* Instructions for the task
Extract the complete data exactly as given.

>> start Supplied records

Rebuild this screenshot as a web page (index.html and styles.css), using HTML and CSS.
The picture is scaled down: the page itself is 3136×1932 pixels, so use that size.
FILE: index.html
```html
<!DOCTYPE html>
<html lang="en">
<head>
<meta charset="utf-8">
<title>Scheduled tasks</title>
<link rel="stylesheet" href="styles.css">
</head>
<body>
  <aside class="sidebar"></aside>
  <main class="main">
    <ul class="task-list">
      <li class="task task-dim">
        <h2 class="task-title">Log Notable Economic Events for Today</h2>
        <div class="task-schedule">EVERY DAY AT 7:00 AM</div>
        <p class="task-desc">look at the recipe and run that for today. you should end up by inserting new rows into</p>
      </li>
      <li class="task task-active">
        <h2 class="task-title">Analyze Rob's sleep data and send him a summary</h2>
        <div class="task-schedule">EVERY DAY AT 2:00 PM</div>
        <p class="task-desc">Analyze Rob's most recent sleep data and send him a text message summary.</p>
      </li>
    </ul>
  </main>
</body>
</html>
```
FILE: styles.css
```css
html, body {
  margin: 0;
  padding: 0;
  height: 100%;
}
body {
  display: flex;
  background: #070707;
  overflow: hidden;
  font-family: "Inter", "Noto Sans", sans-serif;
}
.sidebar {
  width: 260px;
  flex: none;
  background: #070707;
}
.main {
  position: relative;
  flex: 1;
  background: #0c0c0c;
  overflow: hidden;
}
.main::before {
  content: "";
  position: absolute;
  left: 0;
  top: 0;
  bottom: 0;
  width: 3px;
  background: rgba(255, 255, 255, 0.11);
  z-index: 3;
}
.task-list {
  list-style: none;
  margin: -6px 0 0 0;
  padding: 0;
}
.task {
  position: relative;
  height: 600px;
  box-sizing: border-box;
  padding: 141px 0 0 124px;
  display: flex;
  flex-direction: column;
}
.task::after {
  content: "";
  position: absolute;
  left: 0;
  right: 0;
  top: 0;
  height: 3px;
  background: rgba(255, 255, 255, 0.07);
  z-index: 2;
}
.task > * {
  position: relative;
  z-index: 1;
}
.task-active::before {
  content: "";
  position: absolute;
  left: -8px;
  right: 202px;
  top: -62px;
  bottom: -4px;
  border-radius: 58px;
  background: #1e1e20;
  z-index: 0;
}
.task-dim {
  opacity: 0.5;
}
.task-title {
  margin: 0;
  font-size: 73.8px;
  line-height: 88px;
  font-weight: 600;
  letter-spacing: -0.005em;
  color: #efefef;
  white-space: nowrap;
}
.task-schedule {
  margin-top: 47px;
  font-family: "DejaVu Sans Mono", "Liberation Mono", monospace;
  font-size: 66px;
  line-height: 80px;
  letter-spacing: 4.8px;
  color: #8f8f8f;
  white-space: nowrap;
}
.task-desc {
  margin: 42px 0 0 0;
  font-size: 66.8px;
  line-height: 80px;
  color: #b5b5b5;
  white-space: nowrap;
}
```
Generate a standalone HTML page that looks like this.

>> end Supplied records

* The completed task
Rebuild this screenshot as a web page (index.html and styles.css), using HTML and CSS.
The picture is scaled down: the page itself is 3136×1932 pixels, so use that size.
FILE: index.html
```html
<!DOCTYPE html>
<html lang="en">
<head>
<meta charset="utf-8">
<title>Scheduled tasks</title>
<link rel="stylesheet" href="styles.css">
</head>
<body>
  <aside class="sidebar"></aside>
  <main class="main">
    <ul class="task-list">
      <li class="task task-dim">
        <h2 class="task-title">Log Notable Economic Events for Today</h2>
        <div class="task-schedule">EVERY DAY AT 7:00 AM</div>
        <p class="task-desc">look at the recipe and run that for today. you should end up by inserting new rows into</p>
      </li>
      <li class="task task-active">
        <h2 class="task-title">Analyze Rob's sleep data and send him a summary</h2>
        <div class="task-schedule">EVERY DAY AT 2:00 PM</div>
        <p class="task-desc">Analyze Rob's most recent sleep data and send him a text message summary.</p>
      </li>
    </ul>
  </main>
</body>
</html>
```
FILE: styles.css
```css
html, body {
  margin: 0;
  padding: 0;
  height: 100%;
}
body {
  display: flex;
  background: #070707;
  overflow: hidden;
  font-family: "Inter", "Noto Sans", sans-serif;
}
.sidebar {
  width: 260px;
  flex: none;
  background: #070707;
}
.main {
  position: relative;
  flex: 1;
  background: #0c0c0c;
  overflow: hidden;
}
.main::before {
  content: "";
  position: absolute;
  left: 0;
  top: 0;
  bottom: 0;
  width: 3px;
  background: rgba(255, 255, 255, 0.11);
  z-index: 3;
}
.task-list {
  list-style: none;
  margin: -6px 0 0 0;
  padding: 0;
}
.task {
  position: relative;
  height: 600px;
  box-sizing: border-box;
  padding: 141px 0 0 124px;
  display: flex;
  flex-direction: column;
}
.task::after {
  content: "";
  position: absolute;
  left: 0;
  right: 0;
  top: 0;
  height: 3px;
  background: rgba(255, 255, 255, 0.07);
  z-index: 2;
}
.task > * {
  position: relative;
  z-index: 1;
}
.task-active::before {
  content: "";
  position: absolute;
  left: -8px;
  right: 202px;
  top: -62px;
  bottom: -4px;
  border-radius: 58px;
  background: #1e1e20;
  z-index: 0;
}
.task-dim {
  opacity: 0.5;
}
.task-title {
  margin: 0;
  font-size: 73.8px;
  line-height: 88px;
  font-weight: 600;
  letter-spacing: -0.005em;
  color: #efefef;
  white-space: nowrap;
}
.task-schedule {
  margin-top: 47px;
  font-family: "DejaVu Sans Mono", "Liberation Mono", monospace;
  font-size: 66px;
  line-height: 80px;
  letter-spacing: 4.8px;
  color: #8f8f8f;
  white-space: nowrap;
}
.task-desc {
  margin: 42px 0 0 0;
  font-size: 66.8px;
  line-height: 80px;
  color: #b5b5b5;
  white-space: nowrap;
}
```
Generate a standalone HTML page that looks like this.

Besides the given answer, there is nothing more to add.